Researchers have determined that there are strong connections between bullying and teen suicidal ideation, as well as depression, substance abuse, and violent behavior. Clearly, this means that putting a stop to bullying takes much more than telling the bullied child to grow a thicker skin. Instead of just saying ineffective platitudes, there are ways in which children, teens, and adults can work together to end bullying.

How Children And Teens Can Stop Bullying

Keep the situation from escalating - Some bullies use physical intimidation and violence. If your child or teen is being bullied by a volatile troubled teen, help them develop strategies to defuse the situation. Some tactics which may help are:

  • Stick close with friends, as some bullies will avoid acting out violently in front of witnesses.
  • If your child sees someone being bullied who is alone, encourage them to invite the target into their friend group.
  • If your child is not the target, they can defuse the situation by distracting the bully. This distraction can be as simple as asking them a question.
Avoid encouraging a bully - Many bullies enjoy verbally abusing their targets around others, usually under the guise of “joking” but with the intention of hurting the target. Encourage your children not to laugh at mean-spirited jokes which make fun of others. Inform an adult about bullying - Whether your child is the target of bullying or sees someone bullied, encourage them to report it to an adult they trust. Some children and teens may be embarrassed to tell their parents about bullying, so be sure they know it is okay to tell whoever they feel most comfortable confiding in.

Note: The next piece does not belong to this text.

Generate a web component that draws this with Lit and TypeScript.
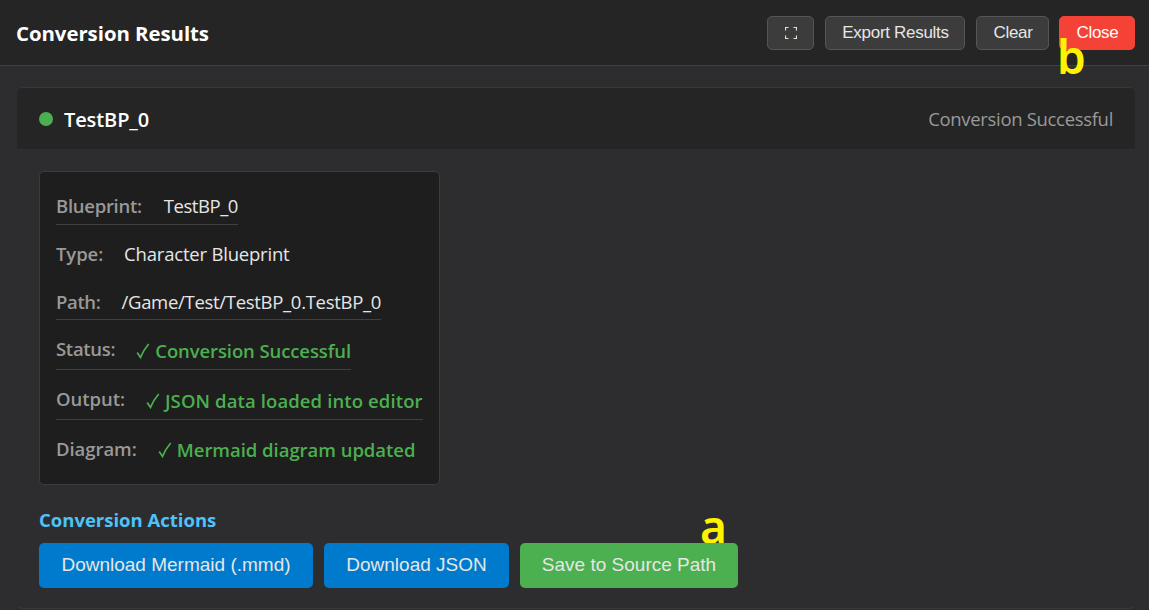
import { LitElement, html, css } from "lit";
import { customElement } from "lit/decorators.js";

interface Detail {
  key: string;
  label: string;
  value: string;
  ok?: boolean;
}

const DETAILS: Detail[] = [
  { key: "blueprint", label: "Blueprint:", value: "TestBP_0" },
  { key: "type", label: "Type:", value: "Character Blueprint" },
  { key: "path", label: "Path:", value: "/Game/Test/TestBP_0.TestBP_0" },
  { key: "status", label: "Status:", value: "Conversion Successful", ok: true },
  { key: "output", label: "Output:", value: "JSON data loaded into editor", ok: true },
  { key: "diagram", label: "Diagram:", value: "Mermaid diagram updated", ok: true },
];

@customElement("app-root")
export class AppRoot extends LitElement {
  static styles = css`
    :host { display: block; position: relative; height: 610px; overflow: hidden; background: #2d2d2f; color: #e8e8e8; font: 18.5px/24px "Open Sans", "Noto Sans", sans-serif; white-space: nowrap; }
    * { box-sizing: border-box; }
    button { font: 17px/20px "Liberation Sans", Arial, sans-serif; border: 0; margin: 0; padding: 0; border-radius: 5px; color: #e6e6e6; white-space: nowrap; }
    .top { height: 66px; padding: 16px 14px 0 16px; display: flex; align-items: flex-start; justify-content: space-between; background: #252525; border-bottom: 1px solid #404042; }
    .title { margin: 4px 0 0; font-size: 20.4px; line-height: 26px; font-weight: 700; color: #fff; letter-spacing: -0.05px; }
    .tools { display: flex; gap: 11px; }
    .tools button { height: 34px; padding: 0 0 1px 1px; background: #3c3c3c; border: 1px solid #555; letter-spacing: -0.3px; }
    .tools .full { width: 47px; display: grid; place-items: center; padding: 0 0 0 1px; }
    .tools .export { width: 140px; }
    .tools .clear { width: 73px; }
    .tools .close { width: 76px; margin-left: -1px; background: #f44336; border-color: #f44336; color: #fff; }
    .result { margin: 21px 14px 0 17px; height: 522px; border: 1px solid #39393b; border-radius: 6px; border-left-color: #2f2f31; border-right-color: #2f2f31; }
    .head { height: 61px; margin: 0 -1px; padding: 3px 22px 0 22px; display: flex; align-items: center; background: #252525; border-radius: 5px 5px 0 0; }
    .dot { width: 14px; height: 14px; border-radius: 50%; background: #4caf50; margin: 0 11px 3px 0; }
    .name { flex: 1; margin: 0; font-size: 20px; font-weight: 600; color: #fff; letter-spacing: -0.1px; }
    .state { color: #999; letter-spacing: -0.32px; padding-bottom: 2px; }
    .body { padding: 22px 21px 0; }
    .details { width: 401px; height: 314px; padding: 16px; display: flex; flex-direction: column; align-items: flex-start; gap: 11px; background: #1e1e1e; border: 1px solid #3c3c3e; border-radius: 5px; }
    .row { flex: none; display: flex; height: 37px; padding-top: 6px; border-bottom: 1px solid #404042; }
    .type, .diagram { border-bottom-color: transparent; }
    .path { height: 36px; }
    .status, .output { height: 39px; }
    .diagram { height: 36px; }
    .label { font-weight: 600; color: #999; margin-right: 21px; }
    .value { display: flex; color: #e6e6e6; }
    .blueprint .label { letter-spacing: -0.28px; margin-right: 22px; }
    .type .label { letter-spacing: -0.1px; }
    .path .label { letter-spacing: -0.35px; }
    .status .label { letter-spacing: -0.3px; }
    .output .label, .diagram .label { letter-spacing: -0.05px; }
    .blueprint .text { letter-spacing: -0.45px; }
    .type .text { letter-spacing: -0.2px; }
    .path .text { letter-spacing: -0.3px; }
    .status .text { letter-spacing: -0.1px; }
    .output .text { letter-spacing: 0.11px; }
    .diagram .text { letter-spacing: -0.03px; }
    .ok { color: #4caf50; font-weight: 600; padding-top: 2px; }
    .diagram .ok { padding-top: 1px; }
    .tick { width: 14px; height: 18px; margin: 3px 5px 0 0; }
    .sub { margin: 23px 0 11px; font-size: 18.5px; line-height: 24px; font-weight: 700; color: #4fc3f7; }
    .actions { display: flex; gap: 11px; }
    .actions button { height: 45px; background: #007acc; font-size: 19px; letter-spacing: 0; padding-bottom: 1px; }
    .actions .mermaid { width: 274px; }
    .actions .json { width: 185px; }
    .actions .save { width: 218px; background: #4caf50; position: relative; z-index: 1; }
    .mark { position: absolute; color: #fff200; font: 600 46px/54px "Noto Sans", sans-serif; }
    .mark-a { left: 700px; top: 499px; }
    .mark-b { left: 1057px; top: 29px; }
  `;

  private row(d: Detail) {
    return html`<div class="row ${d.key}">
      <span class="label">${d.label}</span>
      <span class="value ${d.ok ? "ok" : ""}">${d.ok
        ? html`<svg class="tick" viewBox="0 0 14 18"><path d="M1.2 10.5 L4.5 15.4 Q7.5 8 12.7 2" fill="none" stroke="currentColor" stroke-width="1.7"/></svg>`
        : ""}<span class="text">${d.value}</span></span>
    </div>`;
  }

  render() {
    return html`
      <header class="top">
        <h1 class="title">Conversion Results</h1>
        <div class="tools">
          <button class="full" aria-label="Full screen">
            <svg width="12" height="12" viewBox="0 0 12 12" fill="none" stroke="#e6e0d0" stroke-width="1.2"><path d="M.5 3.5v-3h3M8.5.5h3v3M11.5 8.5v3h-3M3.5 11.5h-3v-3"/></svg>
          </button>
          <button class="export">Export Results</button>
          <button class="clear">Clear</button>
          <button class="close">Close</button>
        </div>
      </header>
      <section class="result">
        <div class="head"><span class="dot"></span><h2 class="name">TestBP_0</h2><span class="state">Conversion Successful</span></div>
        <div class="body">
          <div class="details">${DETAILS.map((d) => this.row(d))}</div>
          <h3 class="sub">Conversion Actions</h3>
          <div class="actions">
            <button class="mermaid">Download Mermaid (.mmd)</button>
            <button class="json">Download JSON</button>
            <button class="save">Save to Source Path</button>
          </div>
        </div>
      </section>
      <span class="mark mark-a">a</span>
      <span class="mark mark-b">b</span>
    `;
  }
}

Ways Parents And Other Adults Can Put An End To Bullying

Listen to your children’s concerns - It can be tough to catch everything going on in your children’s lives. But often, children who are bullied will drop hints of their problems as they tell you about their day. If your child has the courage to tell you outright that they are being bullied, be sure not to dismiss their assessment of the situation. Vote for bullying awareness measures - Every public school should have a parent-teacher association/organization. In these organizations, often measures like bullying awareness and prevention programs are voted on. Your participation and encouragement of anti-bullying measures will make it far more likely that your child’s school will be better able at ending bullying. Coordinate with school administration - If your child is being bullied at school, working with the school’s administration and your child’s teachers is critical to protecting your student while they are at school. Teachers and administrators who are aware of a bullying issue will be better able to intervene when the bullying occurs. Work with the bully’s parents - This step can be tough, as parents who have a bullying child often struggle to believe that their child is bullying someone. However, it can be worth bringing the bully’s parents into a meeting between you and the school administration to develop a plan to end the bullying. Ending bullying requires everyone to be educated and participate in finding solutions. There are many other excellent resources you can use at home to help you and your family become more effective at preventing bullying. We strongly encourage you to advocate for better bullying awareness and prevention in your own community, as bullying will only be stopped if we all work together.